Autre point sur lequel on apprend beaucoup, il s'agit de l'esclavage. le récit se déroule principalement dans des plantations de canne à sucre. le travail est si dur et le traitement des esclaves si déplorable que les maîtres sont au regret de devoir renouveler leur "cheptel" régulièrement. Des bateaux spécialisés dans la traite négrière accordent sans cesse pour apporter de nouvelles forces de travail. L'auteur dresse un portrait très complet de ce système aberrant. On voit les souffrances endurées, l'humiliation d'être considéré comme une marchandise, de se retrouver sous la férule d'un maître qui peut disposer comme il l'entend de sa propriété. Nombre se scènes sont atroces et m'ont fait bondir de colère face aux théories mises en avant pour justifier l'asservissement des peuples africains, les arguments passant du naturalisme à la Bible.

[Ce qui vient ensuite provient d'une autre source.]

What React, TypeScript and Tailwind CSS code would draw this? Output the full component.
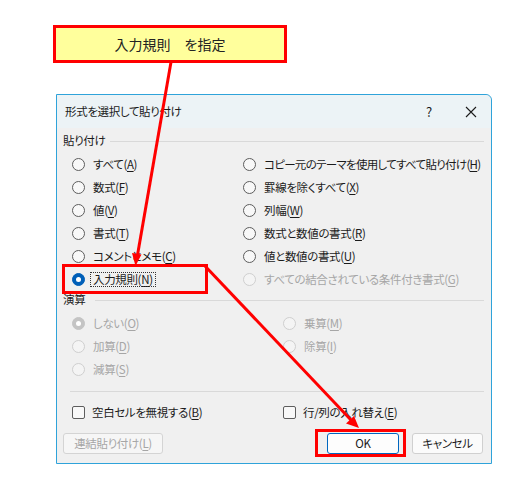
import type { ReactNode } from 'react';

type Opt = { label: string; key: string; disabled?: boolean; checked?: boolean; focus?: boolean; tight?: boolean };

function Label({ label, k }: { label: string; k: string }) {
  return (
    <>
      {label}(<span className="underline underline-offset-2">{k}</span>)
    </>
  );
}

function Radio({ opt }: { opt: Opt }) {
  const ring = opt.disabled
    ? opt.checked
      ? 'bg-[#c4c4c4] border-[#c4c4c4]'
      : 'bg-[#f4f4f4] border-[#cfcfcf]'
    : opt.checked
      ? 'bg-[#005fb8] border-[#005fb8]'
      : 'bg-[#f8f8f8] border-[#5d5d5d]';
  return (
    <div className="flex items-center h-[23px] whitespace-nowrap">
      <span className={`relative w-[13px] h-[13px] rounded-full border flex items-center justify-center shrink-0 ${ring}`}>
        {opt.checked && <span className="w-[5px] h-[5px] rounded-full bg-white" />}
      </span>
      <span
        className={`ml-[7px] px-[1px] ${opt.disabled ? 'text-[#a6a6a6]' : 'text-[#1b1b1b]'} ${
          opt.tight ? 'tracking-[-0.7px]' : ''
        } ${opt.focus ? 'outline outline-1 outline-dotted outline-[#333] outline-offset-[1px]' : ''}`}
      >
        <Label label={opt.label} k={opt.key} />
      </span>
    </div>
  );
}

function Section({ title, lineFrom }: { title: string; lineFrom: string }) {
  return (
    <div className="flex items-center h-[18px] pl-[6px] pr-[7px] text-[#1b1b1b]">
      <span>{title}</span>
      <span className={`flex-1 h-px bg-[#d9d9d9] ${lineFrom}`} />
    </div>
  );
}

function Check({ children }: { children: ReactNode }) {
  return (
    <div className="flex items-center whitespace-nowrap text-[#1b1b1b]">
      <span className="w-[13px] h-[13px] rounded-[2px] border border-[#5d5d5d] bg-[#f8f8f8] shrink-0" />
      <span className="ml-[7px]">{children}</span>
    </div>
  );
}

const pasteLeft: Opt[] = [
  { label: 'すべて', key: 'A' },
  { label: '数式', key: 'F' },
  { label: '値', key: 'V' },
  { label: '書式', key: 'T' },
  { label: 'コメントとメモ', key: 'C' },
  { label: '入力規則', key: 'N', checked: true, focus: true },
];

const pasteRight: Opt[] = [
  { label: 'コピー元のテーマを使用してすべて貼り付け', key: 'H', tight: true },
  { label: '罫線を除くすべて', key: 'X' },
  { label: '列幅', key: 'W' },
  { label: '数式と数値の書式', key: 'R' },
  { label: '値と数値の書式', key: 'U' },
  { label: 'すべての結合されている条件付き書式', key: 'G', disabled: true },
];

const opLeft: Opt[] = [
  { label: 'しない', key: 'O', disabled: true, checked: true },
  { label: '加算', key: 'D', disabled: true },
  { label: '減算', key: 'S', disabled: true },
];

const opRight: Opt[] = [
  { label: '乗算', key: 'M', disabled: true },
  { label: '除算', key: 'I', disabled: true },
];

export default function App() {
  return (
    <div
      className="relative w-[513px] h-[492px] bg-white overflow-hidden text-[11.5px] tracking-[-0.35px] leading-none [font-feature-settings:'palt']"
      style={{ fontFamily: '"Noto Sans CJK JP", "Noto Sans", sans-serif' }}
    >
      {/* callout */}
      <div className="ml-[53px] mt-[25px] w-[234px] h-[38px] border-[3px] border-[#ff0000] bg-[#ffff9c] flex items-center justify-center text-[14px] tracking-normal text-[#222]">
        入力規則　を指定
      </div>

      {/* dialog */}
      <div className="ml-[56px] mt-[31px] w-[436px] h-[370px] border border-[#2fa3da] rounded-tr-[6px] bg-[#f0f0f0] flex flex-col">
        <div className="h-[33px] bg-[#ecf3f6] flex items-center pl-[8px] text-[#1b1b1b] rounded-tr-[6px]">
          <span className="flex-1">形式を選択して貼り付け</span>
          <span className="w-[20px] text-center text-[13px]">?</span>
          <span className="w-[26px] ml-[19px] mr-[7px] flex justify-center">
            <svg width="12" height="12" viewBox="0 0 12 12">
              <path d="M1 1 L11 11 M11 1 L1 11" stroke="#1b1b1b" strokeWidth="1.1" />
            </svg>
          </span>
        </div>

        <div className="mt-[4px]">
          <Section title="貼り付け" lineFrom="ml-[5px]" />
        </div>
        <div className="flex pl-[15px] mt-[3px]">
          <div className="w-[171px] shrink-0">
            {pasteLeft.map((o) => (
              <Radio key={o.key} opt={o} />
            ))}
          </div>
          <div>
            {pasteRight.map((o) => (
              <Radio key={o.key} opt={o} />
            ))}
          </div>
        </div>

        <Section title="演算" lineFrom="ml-[10px]" />
        <div className="flex pl-[15px] mt-[3px]">
          <div className="w-[211px] shrink-0">
            {opLeft.map((o) => (
              <Radio key={o.key} opt={o} />
            ))}
          </div>
          <div>
            {opRight.map((o) => (
              <Radio key={o.key} opt={o} />
            ))}
          </div>
        </div>

        <div className="ml-[13px] mr-[7px] mt-[10px] h-px bg-[#d9d9d9]" />

        <div className="flex pl-[15px] mt-[14px]">
          <div className="w-[211px] shrink-0">
            <Check>
              <Label label="空白セルを無視する" k="B" />
            </Check>
          </div>
          <Check>
            <Label label="行/列の入れ替え" k="E" />
          </Check>
        </div>

        <div className="flex items-center mt-[14px] pl-[6px] pr-[8px]">
          <div className="w-[100px] h-[21px] border border-[#d4d4d4] rounded-[3px] bg-[#f6f6f6] flex items-center justify-center text-[#a6a6a6]">
            <Label label="連結貼り付け" k="L" />
          </div>
          <div className="flex-1" />
          <div className="w-[72px] h-[21px] border border-[#0067c0] rounded-[3px] bg-[#fdfdfd] flex items-center justify-center text-[#1b1b1b]">
            OK
          </div>
          <div className="ml-[13px] w-[71px] h-[21px] border border-[#d0d0d0] rounded-[3px] bg-[#fbfbfb] flex items-center justify-center text-[#1b1b1b]">
            キャンセル
          </div>
        </div>
      </div>

      {/* highlight boxes */}
      <div className="absolute left-[62px] top-[264px] w-[146px] h-[30px] border-[3px] border-[#ff0000]" />
      <div className="absolute left-[315px] top-[429px] w-[91px] h-[28px] border-[3px] border-[#ff0000]" />

      {/* arrows */}
      <svg className="absolute inset-0 pointer-events-none" width="513" height="492" viewBox="0 0 513 492">
        <line x1="171" y1="62" x2="137.5" y2="255" stroke="#ff0000" strokeWidth="3" />
        <polygon points="135.5,266 132,253 141.5,254.6" fill="#ff0000" />
        <line x1="205" y1="266" x2="351" y2="420" stroke="#ff0000" strokeWidth="3" />
        <polygon points="359,428 346,423.5 354,416" fill="#ff0000" />
      </svg>
    </div>
  );
}
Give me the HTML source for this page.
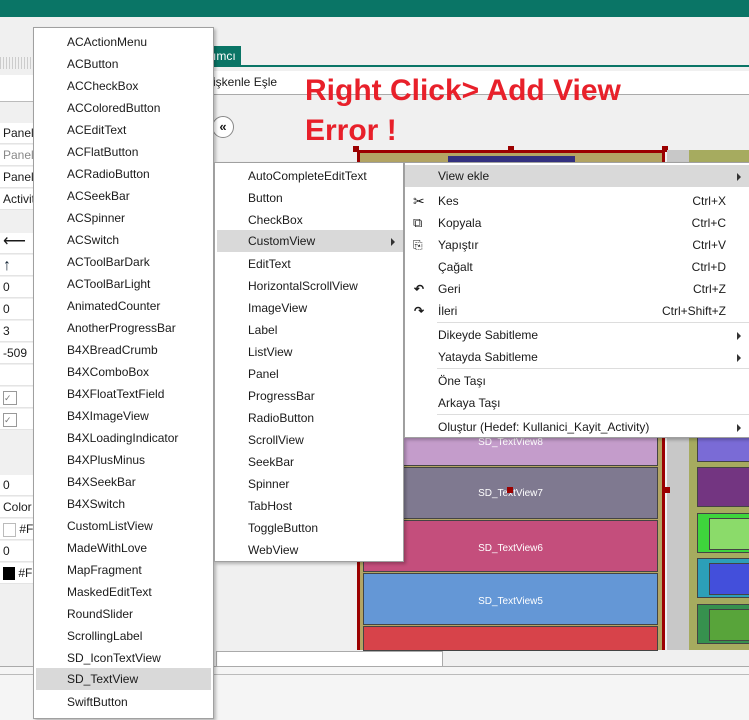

En ce sens, ce livre m'a fait penser aux divers ouvrages d'Alex Haley, notamment Racines ou Queen. Et bien d'autres. A chaque fois je me sens consternée et affligée devant l'horreur de ce système.

Isabel Allende signe avec L'île sous la mer un roman marquant et fort, à la fois dramatique et plein de vie. Les personnages sont nombreux et tous travaillés en profondeur. On est loin d'un manichéisme primaire "méchants Blancs / gentils Noirs". Les individus mis en scène reflètent, je pense, le panel de nuances de toute société. L'auteur réussit à nous attacher à eux et j'ai refermé les pages sur Zarité, Violette, Tante Rose, le docteur Parmentier et bien d'autres, avec regret. Ses personnages sont majoritairement féminins et font pour la plupart preuve d'une force extraordinaire dans une société où le sang et la couleur de la peau suivent une hiérarchie stricte entre Grands Blancs, Petits Blancs, quarterons, Noirs, affranchis, etc.

En conclusion, ce livre m'a émue, m'a révoltée, m'a instruite et m'a apporté un formidable moment de lecture. J'en ressors sonnée mais aussi ravie. J'ai hâte de lire d'autres textes de cette conteuse hors pair.